Your Survival Library; A Critical Resource

Most would agree that Knowledge and Planning are perhaps the two most important things you can have in a survival situation.  Let’s face it, all the survival tools and equipment in the world won’t help you if you don’t know how to use them.  That is why I’d like to talk a bit about the value of setting up your own home survival library.

I’ve done a few different book reviews here at Prep-Blog but mostly of the fiction variety. Today I’d like to talk about how important it is to have the right books, magazines, and other reference guides to help get you through an emergency situation.

One of the first things I would encourage any serious Prepper to do is make sure they have at least a couple of good first-aid books in their library.  Of course it’s a good idea to go out and take a class on first-aid (while you’re at it, take a couple of them) but with such a wide variety of potential mishaps and injuries that could befall you it’s tough to have all the knowledge you may possibly need ahead of time.  A couple of classes will give you the basic skills you need and the confidence to face a situation but you may need more guidance along the way.
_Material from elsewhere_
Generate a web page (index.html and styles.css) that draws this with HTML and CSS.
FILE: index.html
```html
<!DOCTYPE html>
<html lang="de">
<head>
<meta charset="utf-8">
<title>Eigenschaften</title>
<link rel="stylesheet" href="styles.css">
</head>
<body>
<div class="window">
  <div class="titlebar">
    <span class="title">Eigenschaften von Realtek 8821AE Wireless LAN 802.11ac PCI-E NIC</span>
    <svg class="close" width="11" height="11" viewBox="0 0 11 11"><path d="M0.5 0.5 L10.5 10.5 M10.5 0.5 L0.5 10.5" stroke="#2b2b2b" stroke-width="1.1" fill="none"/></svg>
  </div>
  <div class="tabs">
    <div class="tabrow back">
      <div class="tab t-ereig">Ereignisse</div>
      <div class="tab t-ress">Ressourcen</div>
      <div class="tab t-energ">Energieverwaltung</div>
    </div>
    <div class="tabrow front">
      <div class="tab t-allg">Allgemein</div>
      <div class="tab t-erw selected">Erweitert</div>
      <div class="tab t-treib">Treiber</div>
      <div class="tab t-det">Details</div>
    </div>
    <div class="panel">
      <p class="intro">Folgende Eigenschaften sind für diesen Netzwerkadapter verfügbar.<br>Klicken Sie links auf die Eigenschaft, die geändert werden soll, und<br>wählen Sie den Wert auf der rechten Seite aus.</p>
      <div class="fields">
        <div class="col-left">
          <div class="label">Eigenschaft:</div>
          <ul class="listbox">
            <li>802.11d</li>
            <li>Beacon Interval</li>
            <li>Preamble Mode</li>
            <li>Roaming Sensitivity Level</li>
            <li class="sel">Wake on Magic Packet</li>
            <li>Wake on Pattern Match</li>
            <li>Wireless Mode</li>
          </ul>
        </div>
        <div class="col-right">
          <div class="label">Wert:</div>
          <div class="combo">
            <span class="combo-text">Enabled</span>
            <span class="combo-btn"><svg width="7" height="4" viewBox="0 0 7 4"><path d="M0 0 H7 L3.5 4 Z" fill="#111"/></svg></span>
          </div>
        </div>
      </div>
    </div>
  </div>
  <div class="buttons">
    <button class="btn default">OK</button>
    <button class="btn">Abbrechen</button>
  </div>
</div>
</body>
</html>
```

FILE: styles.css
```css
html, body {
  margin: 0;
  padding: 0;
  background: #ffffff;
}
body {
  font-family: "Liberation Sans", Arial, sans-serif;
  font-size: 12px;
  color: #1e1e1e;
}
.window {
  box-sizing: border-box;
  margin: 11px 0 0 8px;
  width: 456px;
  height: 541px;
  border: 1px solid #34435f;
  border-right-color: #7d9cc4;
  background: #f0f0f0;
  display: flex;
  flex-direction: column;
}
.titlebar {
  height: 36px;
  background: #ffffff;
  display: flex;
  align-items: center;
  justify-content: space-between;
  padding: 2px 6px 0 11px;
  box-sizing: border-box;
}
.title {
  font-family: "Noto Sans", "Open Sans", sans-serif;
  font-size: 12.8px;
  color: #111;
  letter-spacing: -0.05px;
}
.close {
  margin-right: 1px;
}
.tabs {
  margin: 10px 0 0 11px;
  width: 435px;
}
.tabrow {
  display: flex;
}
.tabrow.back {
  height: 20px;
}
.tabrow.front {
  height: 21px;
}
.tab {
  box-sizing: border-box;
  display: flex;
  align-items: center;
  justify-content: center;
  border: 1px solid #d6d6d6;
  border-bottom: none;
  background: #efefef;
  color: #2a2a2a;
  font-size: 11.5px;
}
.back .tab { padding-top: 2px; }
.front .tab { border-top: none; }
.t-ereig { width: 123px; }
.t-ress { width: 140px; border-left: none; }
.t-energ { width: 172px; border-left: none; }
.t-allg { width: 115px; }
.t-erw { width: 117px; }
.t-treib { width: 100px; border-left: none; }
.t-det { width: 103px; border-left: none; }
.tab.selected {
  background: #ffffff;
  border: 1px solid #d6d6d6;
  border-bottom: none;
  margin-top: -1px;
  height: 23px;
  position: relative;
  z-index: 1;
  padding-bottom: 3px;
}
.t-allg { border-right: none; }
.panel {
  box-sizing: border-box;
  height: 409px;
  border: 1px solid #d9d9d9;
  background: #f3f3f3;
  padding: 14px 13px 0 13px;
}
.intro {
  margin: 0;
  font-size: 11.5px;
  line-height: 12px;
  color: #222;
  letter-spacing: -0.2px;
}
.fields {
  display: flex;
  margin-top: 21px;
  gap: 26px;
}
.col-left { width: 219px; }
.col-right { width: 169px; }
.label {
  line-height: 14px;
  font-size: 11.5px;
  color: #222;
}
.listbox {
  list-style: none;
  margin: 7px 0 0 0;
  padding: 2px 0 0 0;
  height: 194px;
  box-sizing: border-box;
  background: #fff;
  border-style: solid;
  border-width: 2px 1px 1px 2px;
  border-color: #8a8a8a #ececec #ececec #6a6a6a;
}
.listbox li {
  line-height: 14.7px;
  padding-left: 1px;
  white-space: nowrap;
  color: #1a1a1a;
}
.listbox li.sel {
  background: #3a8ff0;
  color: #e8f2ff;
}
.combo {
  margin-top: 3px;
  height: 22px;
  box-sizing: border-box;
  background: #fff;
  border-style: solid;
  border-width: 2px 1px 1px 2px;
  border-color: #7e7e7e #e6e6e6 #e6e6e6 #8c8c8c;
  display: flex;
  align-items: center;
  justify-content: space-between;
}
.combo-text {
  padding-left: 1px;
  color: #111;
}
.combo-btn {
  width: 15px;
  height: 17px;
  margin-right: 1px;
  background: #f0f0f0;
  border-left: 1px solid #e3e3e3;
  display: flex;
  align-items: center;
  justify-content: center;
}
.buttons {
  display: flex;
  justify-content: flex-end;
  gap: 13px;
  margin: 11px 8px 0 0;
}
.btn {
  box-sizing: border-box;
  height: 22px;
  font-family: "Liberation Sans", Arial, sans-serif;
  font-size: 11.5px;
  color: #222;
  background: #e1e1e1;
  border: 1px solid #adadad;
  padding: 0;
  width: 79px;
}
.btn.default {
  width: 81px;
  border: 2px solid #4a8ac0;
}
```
That is why I believe there is a real need to keep a comprehensive first-aid manual on hand.  There are so many to choose from that I hesitate to endorse a specific volume here.  I think most are pretty good though and would only recommend that you choose one that is most appropriate for your own situation. For example, if you have young children you’re going to want to be sure to pick up a book that specifically addresses first-aid for kids.  Thoreau wrote about one that we both like very much in an article here.

I also like to have a few books on home remedies and nutritional healing in my library.  I’ve got about a half dozen and think they each have their merits.  I’ve also got one specifically written for home remedies for dogs, since I have a couple of them and I want to be able to keep them healthy even if I can’t get to the vet.  After all, they play a very important part in our home security plan.  Gotta look after your mutts!

Another subject that bears coverage here is basic home repair.  There are a number of books out there to choose from.  Personally I like Time-Life Books’ The Complete Fix-It-Yourself Manual.  It covers everything from basic home emergencies, plumbing, lighting & electricity, heating & cooling, to appliances and home electronics.  Of course there are many other similar books to choose from and again I would encourage you to choose one that is tailored towards your own personal situation.  If your house relies heavily on solar power you’d better be sure to have a book that covers basic repairs of solar systems.  During an emergency you may not be able to call in the professionals, or even a handy man.

Having a couple of books on basic gunsmithing is not a bad idea either.  We generally advocate the safe keeping and proper handling of firearms and I believe it’s a good idea to know how to maintain your own guns as well.

As I’m here in my office I’m looking through my own bookshelves and noticing that I’ve got more than a few good instructional guides on gardening.  I actually don’t remember when I picked those up, could be that the wife filled in that piece of the puzzle for me, but as I’m looking through them I can see how valuable they would be if we ever needed to get a survival garden going.  Just having the basic guides on which plants will grow in your area of the country and when to plant them is worth the price of the book.  Of course there’s lots of other great info in them as well.

Finally, I think a good book or manual on defense strategy and tactics is a good thing to have.  I’ve read and reviewed Holding Your Ground by Joe Nobody and would absolutely recommend it.  There are other guides out there worth reading as well, a few of them put out by the US Army.

Of course these are just a few ideas.  There is certainly a lot of other reading material that could be useful for a Prepper.  I read in a novel a while back where a group of preppers had an entire collection of Popular Mechanics magazines that they found to be invaluable.  I could see where this would make sense.

I’d love to hear about any other ideas folks out there have in the comments section.

~Butch

 

One Response to Your Survival Library; A Critical Resource

  1. A good library for self-sufficiency is essential for survival – not just if TSHTF but for everyday. I would recommend something basic on sewing and on mending. Unfortunately I’m finding these harder to find. Maybe something on the web that can be printed out. Thinking about it, the Cooperative Extension Service would have this info also.
    For gardening I think the best resource is your local Cooperative Extension Service, a division of your state’s university system. They can supply you, usually free or printed off the web, with what will grow in your area, specific varieties of same, when to plant, diseases and/or bugs and how to treat, etc. They are also a good source of all household information and agricultural info. We’ve gotten info on making a pond, making pickles and identifying wild edibles among other things.
    If you have forested land the State Forester can give you info on how to harvest to ensure you have a continuing source of firewood or wood harvested to build with and will probably be able to give you a list of small sawmills that can cut your wood for you.